### Aim of the task
Using the data below, copy every line that contains the word "table".

### Source data
==*==

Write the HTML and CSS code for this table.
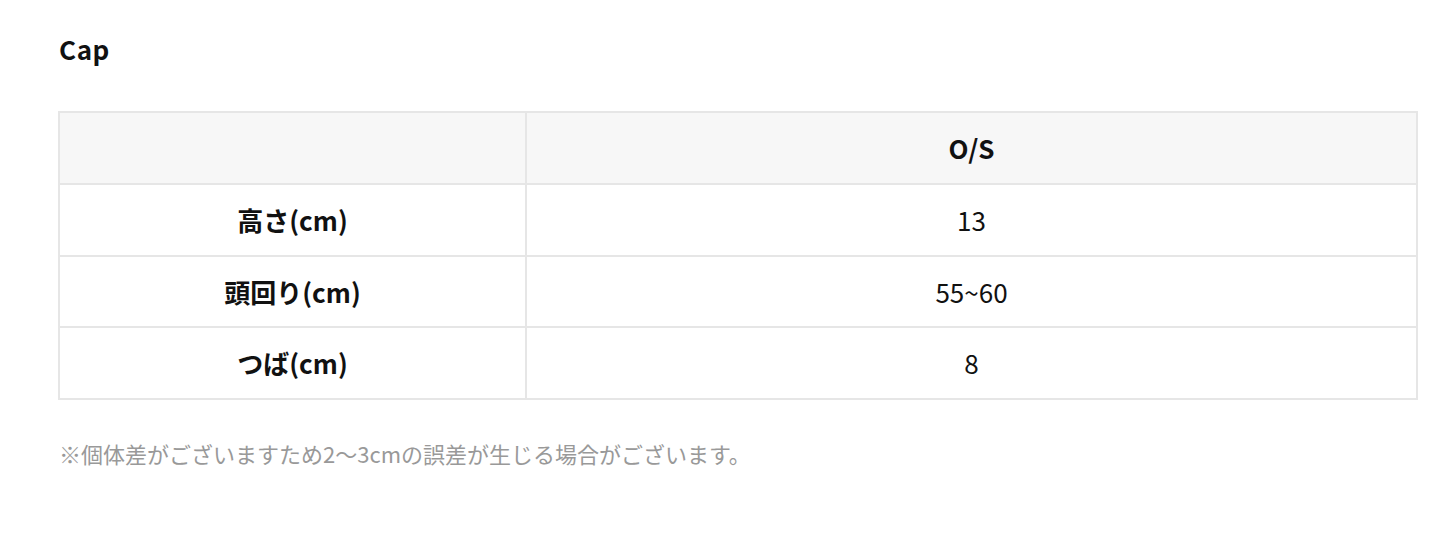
FILE: index.html
```html
<!DOCTYPE html>
<html lang="ja">
<head>
<meta charset="utf-8">
<link rel="stylesheet" href="styles.css">
</head>
<body>
<div class="page">
  <h2 class="title">Cap</h2>
  <table class="size-table">
    <colgroup><col class="c1"><col class="c2"></colgroup>
    <thead>
      <tr><th class="blank"></th><th>O/S</th></tr>
    </thead>
    <tbody>
      <tr><th>高さ(cm)</th><td>13</td></tr>
      <tr><th>頭回り(cm)</th><td>55~60</td></tr>
      <tr><th>つば(cm)</th><td>8</td></tr>
    </tbody>
  </table>
  <p class="note">※個体差がございますため2〜3cmの誤差が生じる場合がございます。</p>
</div>
</body>
</html>
```

FILE: styles.css
```css
html, body {
  margin: 0;
  padding: 0;
  background: #fff;
}
body {
  font-family: "Noto Sans CJK JP", "Noto Sans", sans-serif;
  color: #111;
}
.page {
  padding: 29px 32px 0 58px;
}
.title {
  margin: 0 0 42px 1px;
  font-size: 26px;
  font-weight: 700;
  line-height: 40px;
  letter-spacing: 0.6px;
}
.size-table {
  width: 1360px;
  border-collapse: collapse;
  table-layout: fixed;
}
.c1 { width: 467px; }
.size-table th,
.size-table td {
  border: 2px solid #e6e6e6;
  height: 69.6px;
  padding: 0;
  text-align: center;
  vertical-align: middle;
  font-size: 26px;
  line-height: 1.2;
}
.size-table th { font-weight: 700; }
.size-table td { font-weight: 400; }
.size-table thead th {
  background: #f7f7f7;
  height: 70px;
}
.note {
  margin: 37px 0 0 1px;
  font-size: 22px;
  color: #999;
  line-height: 32px;
}
```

==*==

### Answer to the exercise
Write the HTML and CSS code for this table.
  <table class="size-table">
  </table>
.size-table {
  table-layout: fixed;
.size-table th,
.size-table td {
.size-table th { font-weight: 700; }
.size-table td { font-weight: 400; }
.size-table thead th {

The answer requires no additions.